Jakarta 16 Maret, 2011 - Kondisi ekonomi Indonesia pada kuartal pertama 2011 serasa déjà vu tahun 2008. Momentum ekonomi lokal yang kuat disertai naiknya harga komoditas di tingkat internasional dan domestic seperti yang terjadi tiga tahun lalu membuat Bank Dunia memilih “2008 Again?” sebagai judul laporan Indonesia Economi Quarterly untuk Maret 2011.
Laporan ini diluncurkan di Kampus Pascasarjana Paramadina pada 16 Maret dan membawa dua pesan utama. Pertama, ekonomi Indonesia menunjukkan ekonomi yang kuat. Pertumbuhan pada kuartal keempat tahun 2010 melampaui ekspektasi dan berada di atas rata-rata 10 tahun terakhir. Bank Dunia menaikkan perkiraan pertumbuhan ekonomi Indonesia untuk tahun 2011 menjadi 6,4 persen dengan kemungkinan adanya kenaikan lebih lanjut sebesar 6,7 persen pada 2012. Neraca pembayaran tetap kuat, dan investasi asing mencapai tingkat yang sebelumnya belum pernah dicapai.

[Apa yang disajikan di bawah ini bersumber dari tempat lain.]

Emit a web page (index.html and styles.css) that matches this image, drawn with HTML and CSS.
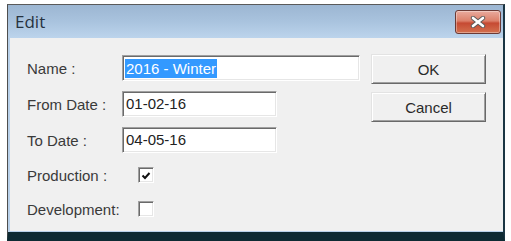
FILE: index.html
```html
<!DOCTYPE html>
<html lang='en'>
  <head>
    <meta charset='utf-8'>
    <meta name='viewport' content='width=device-width,initial-scale=1'>
    <title>Edit</title>
    <link rel="stylesheet" href="styles.css">
  </head>

  <body>
    <div class="window">
      <div class="titlebar">
        <span class="title">Edit</span>
        <button class="close" aria-label="Close">
          <svg width="16" height="12" viewBox="0 0 16 12">
            <path d="M3 2 L13 10 M13 2 L3 10" stroke="#5a5a5a" stroke-width="4.4" stroke-linecap="round"/>
            <path d="M3 2 L13 10 M13 2 L3 10" stroke="#fff" stroke-width="2.6" stroke-linecap="round"/>
          </svg>
        </button>
      </div>

      <div class="client">
        <div class="fields">
          <div class="row">
            <label>Name :</label>
            <div class="field wide"><span class="sel">2016 - Winter</span></div>
          </div>
          <div class="row">
            <label>From Date :</label>
            <div class="field">01-02-16</div>
          </div>
          <div class="row">
            <label>To Date :</label>
            <div class="field">04-05-16</div>
          </div>
          <div class="row check-row">
            <label>Production :</label>
            <span class="check">
              <svg width="10" height="9" viewBox="0 0 10 9">
                <path d="M1.5 4.5 L4 7 L8.5 2" stroke="#111" stroke-width="2" fill="none"/>
              </svg>
            </span>
          </div>
          <div class="row check-row">
            <label>Development:</label>
            <span class="check"></span>
          </div>
        </div>

        <div class="buttons">
          <button class="btn">OK</button>
          <button class="btn">Cancel</button>
        </div>
      </div>
    </div>
  </body>
</html>
```

FILE: styles.css
```css
/* reset/general */
* { box-sizing: border-box; }
body { margin: 0; background: #fff; font-family: "Liberation Sans", Arial, sans-serif; font-size: 15px; color: #3a3a3a; }

/* window frame */
.window {
  margin: 4px 0 0 7px;
  width: 498px;
  height: 237px;
  background: #b9d1ea;
  border-top: 1px solid #5a5a5a;
  border-left: 1px solid #4e4e4e;
  border-right: 2px solid #1b3644;
  border-bottom: 9px solid #0e2a33;
  display: flex;
  flex-direction: column;
}
.titlebar {
  height: 33px;
  display: flex;
  align-items: flex-start;
  justify-content: space-between;
  background: linear-gradient(#9cb6d2, #a9c3de 50%, #bcd4ec);
  padding: 5px 2px 0 7px;
}
.title { font-family: "Open Sans", sans-serif; font-size: 17px; color: #263240; line-height: 24px; }
.close {
  width: 46px;
  height: 24px;
  padding: 0;
  border: 1px solid #6b3a35;
  border-radius: 3px;
  background: linear-gradient(#e9ab9e, #dc806a 45%, #c64a33 55%, #d3714f);
  box-shadow: inset 0 0 0 1px rgba(255,255,255,.35);
  display: flex;
  align-items: center;
  justify-content: center;
}

/* dialog body */
.client {
  flex: 1;
  margin: 0 0 1px 2px;
  background: #f0f0f0;
  display: flex;
  padding: 17px 0 0 17px;
}
.fields { display: flex; flex-direction: column; gap: 10px; width: 333px; }
.row { display: flex; align-items: center; height: 26px; }
.row label { width: 95px; }
.check-row { height: 24px; }

.field {
  width: 155px;
  height: 26px;
  background: #fff;
  border: 1px solid;
  border-color: #a0a0a0 #fff #fff #a0a0a0;
  box-shadow: inset 1px 1px 0 #6a6a6a, inset -1px -1px 0 #e6e6e6;
  padding: 3px 0 0 3px;
  color: #222;
  white-space: nowrap;
}
.field.wide { width: 238px; }
.sel { background: #3399ff; color: #fff; display: inline-block; line-height: 19px; padding: 0 1px; margin-left: -1px; }

.check {
  margin-left: 16px;
  width: 16px;
  height: 16px;
  background: #fff;
  border: 1px solid;
  border-color: #a0a0a0 #fff #fff #a0a0a0;
  box-shadow: inset 1px 1px 0 #6a6a6a, inset -1px -1px 0 #e6e6e6;
  display: flex;
  align-items: center;
  justify-content: center;
}

/* buttons */
.buttons { display: flex; flex-direction: column; gap: 8px; margin: -1px 0 0 11px; }
.btn {
  width: 115px;
  height: 30px;
  font: inherit;
  color: #2a2a2a;
  background: #f0f0f0;
  border: 1px solid;
  border-color: #e3e3e3 #696969 #696969 #e3e3e3;
  box-shadow: inset 1px 1px 0 #fff, inset -1px -1px 0 #a0a0a0;
  padding: 0;
}
```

Pesan kedua laporan ini adalah, meski kondisi membaik, naiknya harga komoditas membawa risiko bagi Indonesia. Harga komoditas Banyak harga komoditas global kembali naik setara dengan tingkat pada tahun 2008, bahkan ada beberapa yang lebih tinggi. Shubham Chaudhuri, Lead Economist Bank Dunia Indonesia, menjelaskan bahwa naiknya harga komoditas bisa membawa dampak positif terhadap tingkat PDB secara keseluruhan karena sumerdaya yang dimiliki Indonesia. Namun ia mengingatkan, “Ada risiko bagi rumahtangga miskin yang akan terkena dampak besar akibat tingginya kenaikan biaya hidup.” Inflasi karena kenaikan harga pangan juga membawa risiko terhadap upaya pengentasan kemiskinan. Menurut Shubham, di tingkat global Bank Dunia memperkirakan bahwa kenaikan harga pangan sejak Juni 2010 telah membuat sekitar 44 juta orang baru masuk dalam kategori miskin.
Risiko lain yang perlu diwaspadai Indonesia terkait naiknya harga komoditas adalah kenaikan harga minyak yang dapat mengakibatkan naiknya pengeluaran subsidi bahan bakar bagi Indonesia. Hal ini sangat mungkin terjadi, mengingat dalam enam dari tujuh tahun terakhir subsidi untuk bahan bakar selalu melampaui alokasi anggaran. Pengeluaran untuk subsidi bahan bakar seharusnya dapat digunakan untuk program perlindungan sosial atau pembangunan infrastruktur. Saat peluncuran laporan, Chatib Basri, anggota Komite Ekonomi Nasional Presiden, mengungkapkan kekhawatiran bahwa naiknya harga minyak juga bisa memicu keluarnya modal dari Indonesia, terutama penjualan Surat Utang Negara.
Laporan ini juga menyoroti naiknya kelas menengah di Indonesia. Antara tahun 2003 hingga 2010, setiap tahunnya sekitar tujuh juta orang berhasil naik dari katergori miskin ke kelas menengah, yang didefinisikan sebagai masyarakat yang pengeluarnnya antara US$ 2-20 per hari. Shubham menjelaskan bahwa Indonesia akan diuntungkan dengan bertambahnya kelas menengah karena adanya tuntuan pelayanan publik yang lebih bermutu, seperti dalam bidang kesehatan dan pendidikan tinggi. Ia menambahkan, “Akan diperlukan kebijakan untuk memenuhi kebutuhan baru penduduk kelas menengah yang akhirnya akan membawa manfaat bagi penduduk secara umum.”Sementara menurut Mohamad Ikhsan, penasihat khusus Wakil Presiden, kelas menengah akan mengubah bentuk formulasi kebijakan di masa depan.